• Colunistas

    Sunday, 05-May-2024 00:49:18 -03
    Mariliz Pereira Jorge

    Cerveja não é a culpada pela violência nos estádios de futebol

    26/08/2017 02h00

    Que tipo de contravenção você seria capaz de cometer movido a doses de álcool? Mandar mensagem para um/a ex? Cantar "Evidências" aos berros e ser acusado de desordem pública? O excesso de álcool não deveria deixar alguém com vontade de distribuir sopapos ou de sair de casa armado para um eventual desentendimento. Quem faz isso é delinquente. Tipos que não deveriam frequentar estádios de futebol.

    É patética, mas infelizmente necessária, a discussão sobre a liberação da venda de álcool nas arenas de São Paulo.

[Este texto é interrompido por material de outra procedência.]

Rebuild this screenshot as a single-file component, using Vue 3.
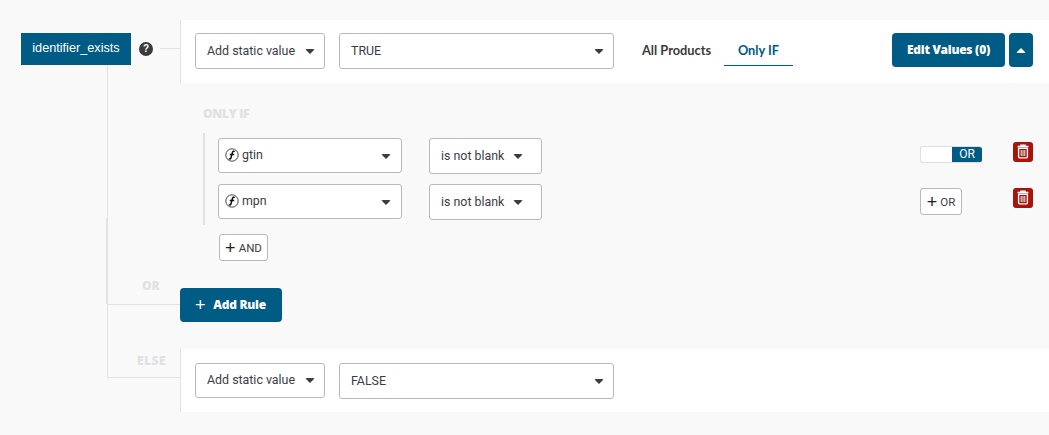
<script setup>
const conditions = [
  { field: 'gtin', action: 'toggle' },
  { field: 'mpn', action: 'add' },
]
const mainRows = [
  { mode: 'Add static value', value: 'TRUE' },
  { mode: 'Add static value', value: 'FALSE' },
]
</script>

<template>
  <div class="page">
    <span class="line vertical"></span>
    <span class="line vertical-thick"></span>
    <span class="line stub"></span>
    <span class="line or-line"></span>
    <span class="line else-line"></span>

    <section class="top-row">
      <div class="name">identifier_exists</div>
      <span class="help">?</span>
      <div class="card top-card">
        <button class="select mode">
          <span>{{ mainRows[0].mode }}</span><i class="caret"></i>
        </button>
        <button class="select value">
          <span>{{ mainRows[0].value }}</span><i class="caret"></i>
        </button>
        <div class="tabs">
          <span class="tab">All Products</span>
          <span class="tab active">Only IF</span>
        </div>
        <button class="primary edit">Edit Values (0)</button>
        <button class="primary collapse"><i class="caret up"></i></button>
      </div>
    </section>

    <section class="only-if">
      <h4 class="faint only-title">ONLY IF</h4>
      <div class="conditions">
        <div v-for="c in conditions" :key="c.field" class="condition">
          <button class="select field">
            <span class="field-name">
              <svg class="fn" viewBox="0 0 14 14" width="14" height="14">
                <circle cx="7" cy="7" r="6.2" fill="#fff" stroke="#333" stroke-width="0.9" />
                <path d="M9.8 3.5c-.9-.6-2-.3-2.3.8L5.9 10c-.3 1.1-1.3 1.2-2.1.7M4.8 6.4h4.4" fill="none" stroke="#111" stroke-width="1.5" />
              </svg>
              {{ c.field }}
            </span>
            <i class="caret"></i>
          </button>
          <button class="select operator">
            <span>is not blank</span><i class="caret"></i>
          </button>
          <div class="logic">
            <div v-if="c.action === 'toggle'" class="toggle"><span class="toggle-on">OR</span></div>
            <button v-else class="small-add or-add"><b class="plus">+</b>OR</button>
          </div>
          <button class="delete" aria-label="Delete">
            <svg viewBox="0 0 20 20" width="20" height="20">
              <path d="M4.6 4.6h10.8M8 4.4V3.2h4v1.2" fill="none" stroke="#fff" stroke-width="1.5" />
              <path d="M5.6 6.3h8.8v8.4a1.2 1.2 0 0 1-1.2 1.2H6.8a1.2 1.2 0 0 1-1.2-1.2z" fill="none" stroke="#fff" stroke-width="1.4" />
              <path d="M8.2 8v6M10 8v6M11.8 8v6" stroke="#fff" stroke-width="0.9" />
            </svg>
          </button>
        </div>
      </div>
      <button class="small-add and-add"><b class="plus">+</b>AND</button>
    </section>

    <section class="add-rule-row">
      <span class="faint or-label">OR</span>
      <button class="primary add-rule"><b class="rule-plus">+</b>Add Rule</button>
    </section>

    <section class="else-row">
      <span class="faint else-label">ELSE</span>
      <div class="card else-card">
        <button class="select mode">
          <span>{{ mainRows[1].mode }}</span><i class="caret"></i>
        </button>
        <button class="select value">
          <span>{{ mainRows[1].value }}</span><i class="caret"></i>
        </button>
      </div>
    </section>
  </div>
</template>

<style>
html, body { margin: 0; background: #f9f9f9; }
</style>

<style scoped>
.page {
  position: relative;
  width: 1049px;
  height: 435px;
  overflow: hidden;
  box-sizing: border-box;
  padding-top: 20px;
  background: #f9f9f9;
  color: #3b3d45;
  font: 12.4px/16px Roboto, "Liberation Sans", sans-serif;
}
button { font: inherit; color: inherit; padding: 0; cursor: pointer; }

.line { position: absolute; background: #e2e2e2; }
.vertical { left: 107px; top: 65px; width: 1px; height: 312px; }
.vertical-thick { left: 106px; top: 218px; width: 2px; height: 86px; }
.stub { left: 160px; top: 48px; width: 20px; height: 1px; }
.or-line { left: 107px; top: 304px; width: 73px; height: 1px; }
.else-line { left: 107px; top: 377px; width: 74px; height: 1px; }

.top-row { display: flex; align-items: flex-start; padding-left: 21px; }
.name {
  width: 110px;
  height: 32px;
  margin-top: 13px;
  background: #005b85;
  color: #fff;
  font: 12.7px/31px "Liberation Sans", Arial, sans-serif;
  text-align: center;
}
.help {
  width: 14px;
  height: 14px;
  margin: 22px 0 0 8px;
  border-radius: 50%;
  background: #3c3c3c;
  color: #fff;
  font: bold 10px/14px "Liberation Sans", sans-serif;
  text-align: center;
}
.card {
  display: flex;
  align-items: flex-start;
  flex: none;
  height: 63px;
  box-sizing: border-box;
  padding: 13px 16px 0 14px;
  background: #fff;
  border-left: 1px solid #e2e2e2;
}
.top-card { width: 869px; margin-left: 27px; }

.select {
  display: flex;
  align-items: center;
  justify-content: space-between;
  flex: none;
  box-sizing: border-box;
  height: 36px;
  border: 1px solid #b9b9b9;
  border-radius: 3px;
  background: #fff;
  text-align: left;
}
.mode { width: 130px; padding: 0 9px 0 11px; }
.value { width: 275px; margin-left: 14px; padding: 0 9px 0 11px; }
.caret {
  display: block;
  width: 0;
  height: 0;
  margin-top: 1px;
  border: 5px solid transparent;
  border-top-color: #3c3c3c;
  border-bottom-width: 0;
  border-radius: 2px;
}
.caret.up { border-top-width: 0; border-bottom: 5px solid #fff; margin: 0; }

.tabs {
  display: flex;
  flex: none;
  margin-left: 13px;
  white-space: nowrap;
  font: 700 12.8px/16px Lato, "Open Sans", sans-serif;
}
.tab { height: 33px; width: 97px; padding: 9px 0 0 15px; box-sizing: border-box; color: #3a3a3a; }
.tab.active {
  width: 69px;
  padding: 9px 0 0;
  text-align: center;
  color: #005b85;
  border-bottom: 1px solid #005b85;
}

.primary {
  flex: none;
  border: 0;
  border-radius: 4px;
  background: #005b85;
  color: #fff;
  font: 800 12px/16px "Open Sans", Lato, sans-serif;
  letter-spacing: -0.27px;
}
.edit { width: 113px; height: 34px; margin-left: 99px; }
.collapse {
  display: flex;
  align-items: center;
  justify-content: center;
  width: 24px;
  height: 34px;
  margin-left: 4px;
}

.faint { color: #e0e1e3; font: 800 12px/14px "Open Sans", Lato, sans-serif; margin: 0; }
.only-title { letter-spacing: -0.3px; }
.only-if { padding: 24px 0 0 203px; }
.conditions {
  display: flex;
  flex-direction: column;
  gap: 10px;
  margin-top: 12px;
  width: 830px;
  padding: 5px 0 5px 13px;
  border-left: 2px solid #e2e2e2;
}
.condition { display: flex; align-items: flex-start; height: 36px; }
.field { width: 184px; height: 35px; padding: 0 10px 0 6px; }
.field-name { display: flex; align-items: center; gap: 3px; margin-top: -1px; }
.fn { display: block; }
.operator { width: 113px; margin-left: 27px; padding: 0 18px 0 11px; }
.logic { width: 93px; margin-left: 378px; flex: none; }
.toggle {
  display: flex;
  justify-content: flex-end;
  box-sizing: border-box;
  width: 62px;
  height: 17px;
  margin-top: 8px;
  border: 1px solid #dedede;
  border-right: 0;
  border-radius: 3px;
  background: #fff;
  overflow: hidden;
}
.toggle-on {
  width: 30px;
  background: #005b85;
  color: #fff;
  font: 12px/15px Roboto, sans-serif;
  text-align: center;
}
.delete {
  display: block;
  flex: none;
  width: 20px;
  height: 20px;
  margin-top: 4px;
  border: 0;
  border-radius: 3px;
  background: #a8140c;
}
.delete svg { display: block; }
.small-add {
  display: flex;
  align-items: center;
  justify-content: center;
  gap: 3px;
  box-sizing: border-box;
  border: 1px solid #b9b9b9;
  border-radius: 3px;
  background: #fff;
  font-size: 11.5px;
}
.plus { font: 400 18px/16px "Liberation Sans", sans-serif; color: #222; }
.or-add { width: 42px; height: 27px; margin-top: 4px; }
.and-add { width: 49px; height: 27px; margin: 9px 0 0 16px; }

.add-rule-row {
  position: relative;
  height: 34px;
  margin-top: 27px;
  padding-left: 180px;
}
.or-label { position: absolute; left: 142px; top: -9px; }
.add-rule {
  display: flex;
  align-items: center;
  width: 102px;
  height: 34px;
  padding-left: 15px;
  box-sizing: border-box;
}
.rule-plus { font: 400 18px/16px "Liberation Sans", sans-serif; margin-right: 8px; }

.else-row {
  position: relative;
  margin-top: 27px;
  padding-left: 180px;
}
.else-label { position: absolute; left: 137px; top: 5px; letter-spacing: 0.5px; }
.else-card { width: 869px; padding-top: 14px; }
.else-card .mode { height: 35px; padding-bottom: 1px; }
.else-card .value { padding-bottom: 1px; }
</style>
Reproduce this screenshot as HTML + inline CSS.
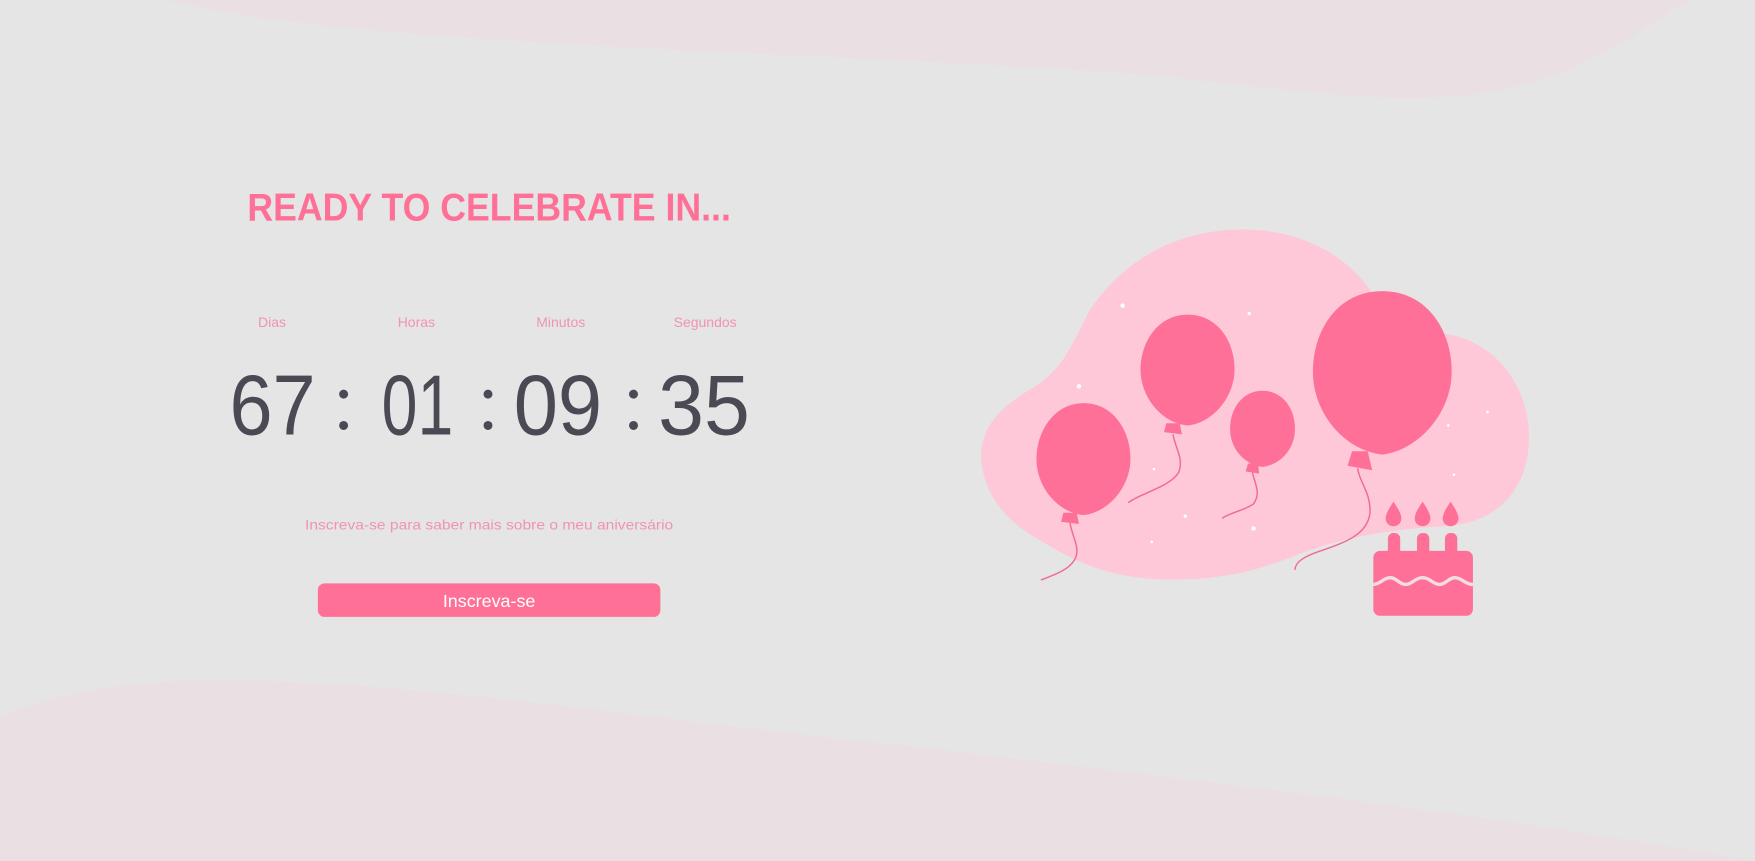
<!DOCTYPE html>
<html><head><meta charset="utf-8"><style>
html,body{margin:0;padding:0;background:#e5e5e5;overflow:hidden}
svg{display:block}
text{font-family:"Liberation Sans",sans-serif}
</style></head><body>
<svg width="1755" height="861" viewBox="0 0 1568 769" preserveAspectRatio="none">
<rect width="1568" height="769" fill="#e5e5e5"/>
<path d="M150 0 C300 40 700 45 1000 65 C1150 78 1230 95 1320 84 C1410 72 1460 30 1510 0 Z" fill="#eadfe3"/>
<path d="M0 640 C60 615 130 606 220 608 C400 612 560 640 800 665 C1100 700 1350 730 1568 769 L0 769 Z" fill="#eadfe3"/>

<text x="437" y="197" font-size="35" font-weight="bold" fill="#ff7096" text-anchor="middle" textLength="432" lengthAdjust="spacingAndGlyphs">READY TO CELEBRATE IN...</text>
<g font-size="12.5" fill="#f094b0" text-anchor="middle">
<text x="243" y="292">Dias</text><text x="372" y="292">Horas</text><text x="501" y="292">Minutos</text><text x="630" y="292">Segundos</text>
</g>
<g font-size="76" fill="#4a4a55">
<text x="205" y="388" textLength="77" lengthAdjust="spacingAndGlyphs">67</text>
<text x="341" y="388" textLength="64" lengthAdjust="spacingAndGlyphs">01</text>
<text x="459" y="388" textLength="79" lengthAdjust="spacingAndGlyphs">09</text>
<text x="588" y="388" textLength="82" lengthAdjust="spacingAndGlyphs">35</text>
</g>
<g fill="#4a4a55"><circle cx="307" cy="352" r="4"/><circle cx="307" cy="380" r="4"/><circle cx="436" cy="352" r="4"/><circle cx="436" cy="380" r="4"/><circle cx="566" cy="352" r="4"/><circle cx="566" cy="380" r="4"/></g>
<text x="437" y="473" font-size="12.5" fill="#f094b0" text-anchor="middle" textLength="329" lengthAdjust="spacingAndGlyphs">Inscreva-se para saber mais sobre o meu aniversário</text>
<rect x="284" y="521" width="306" height="30" rx="6" fill="#ff7096"/>
<text x="437" y="542" font-size="16" fill="#fff" text-anchor="middle">Inscreva-se</text>

<path d="M878 420 C870 380 900 360 925 345 C955 325 960 300 975 275 C1010 225 1060 205 1110 205 C1160 205 1200 225 1225 260 C1240 285 1265 295 1290 298 C1340 305 1368 350 1366 395 C1364 440 1335 468 1290 470 C1240 473 1200 480 1160 495 C1120 512 1080 520 1030 517 C980 514 950 495 925 480 C895 463 882 440 878 420 Z" fill="#fec8d8"/>
<g fill="#fff"><circle cx="1003" cy="273" r="2"/><circle cx="964" cy="345" r="2"/><circle cx="1116" cy="280" r="1.5"/><circle cx="1120" cy="472" r="2"/><circle cx="1059" cy="461" r="1.5"/><circle cx="1029" cy="484" r="1.2"/><circle cx="1294" cy="380" r="1.2"/><circle cx="1299" cy="424" r="1.2"/><circle cx="1329" cy="368" r="1.2"/><circle cx="1031" cy="419" r="1.2"/></g>

<g fill="#ff7098">
<path d="M968 360 C995 360 1010 385 1010 410 C1010 435 990 458 968 460 C945 458 926 435 926 410 C926 385 942 360 968 360 Z"/>
<path d="M950 458 L962 458 L964 468 L948 466 Z"/>
<path d="M1061 281 C1088 281 1103 305 1103 330 C1103 355 1083 378 1061 380 C1038 378 1019 355 1019 330 C1019 305 1035 281 1061 281 Z"/>
<path d="M1042 378 L1054 378 L1056 388 L1040 386 Z"/>
<path d="M1128 349 C1146 349 1157 365 1157 383 C1157 401 1144 415 1128 417 C1112 415 1099 401 1099 383 C1099 365 1110 349 1128 349 Z"/>
<path d="M1115 414 L1124 414 L1125 423 L1113 421 Z"/>
<path d="M1235 260 C1275 260 1297 295 1297 332 C1297 368 1268 402 1235 406 C1200 402 1173 368 1173 332 C1173 295 1195 260 1235 260 Z"/>
<path d="M1208 403 L1222 403 L1226 420 L1204 416 Z"/>
</g>
<g fill="none" stroke="#f06b90" stroke-width="1.3">
<path d="M956 467 C958 480 966 490 960 500 C954 510 940 514 930 518"/>
<path d="M1048 388 C1050 400 1058 410 1053 422 C1045 435 1020 440 1008 449"/>
<path d="M1119 422 C1121 432 1127 440 1120 450 C1112 456 1098 458 1092 463"/>
<path d="M1213 418 C1214 430 1225 440 1224 458 C1222 478 1200 485 1180 492 C1165 497 1157 502 1157 509"/>
</g>
<g fill="#ff7098">
<path d="M1245 448 C1249 454 1252 459 1252 463 C1252 467 1249 470 1245 470 C1241 470 1238 467 1238 463 C1238 459 1241 454 1245 448 Z"/>
<path d="M1271 448 C1275 454 1278 459 1278 463 C1278 467 1275 470 1271 470 C1267 470 1264 467 1264 463 C1264 459 1267 454 1271 448 Z"/>
<path d="M1296 448 C1300 454 1303 459 1303 463 C1303 467 1300 470 1296 470 C1292 470 1289 467 1289 463 C1289 459 1292 454 1296 448 Z"/>
<rect x="1240" y="476" width="11" height="22" rx="5"/>
<rect x="1266" y="476" width="11" height="22" rx="5"/>
<rect x="1291" y="476" width="11" height="22" rx="5"/>
<rect x="1227" y="492" width="89" height="58" rx="6"/>
</g>
<path d="M1227 522 C1233 522 1236 516 1242 516 C1248 516 1250 522 1256 522 C1262 522 1264 516 1271 516 C1278 516 1280 522 1286 522 C1292 522 1294 516 1300 516 C1306 516 1309 522 1316 522" fill="none" stroke="#f2dde3" stroke-width="3"/>
</svg>
</body></html>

A culpa da violência é de gente violenta, não do copo de cerveja. Ao contrário do que o deputado estadual Coronel Telhada (PSDB) disse, não é a bebida que provoca "desordem, vandalismo e violência". Fosse assim qualquer lugar onde a venda de álcool é liberada seria um campo de batalha. Não é.

    Há inúmeros estudos que relacionam álcool e violência, quase todos apontam para fatores genéticos e/ou culturais, como baixo nível educacional.

    Gente que fica doida porque toma duas doses de uísque deveria se manter longe da bebida. É fácil perceber que o problema nos estádios tem a ver com educação, e a falta dela virou uma epidemia no país.

    Sediamos Copa e Olimpíada, em que a cerveja rolou livre em todos os ambientes de competição, sem restrição de horário ou de quantidade, como propõe o promotor Paulo Castilho (venda até o início do jogo, no intervalo, bebida com baixo teor de álcool). Não houve incidentes graves. As torcidas eram misturadas e o que prevaleceu foi a festa.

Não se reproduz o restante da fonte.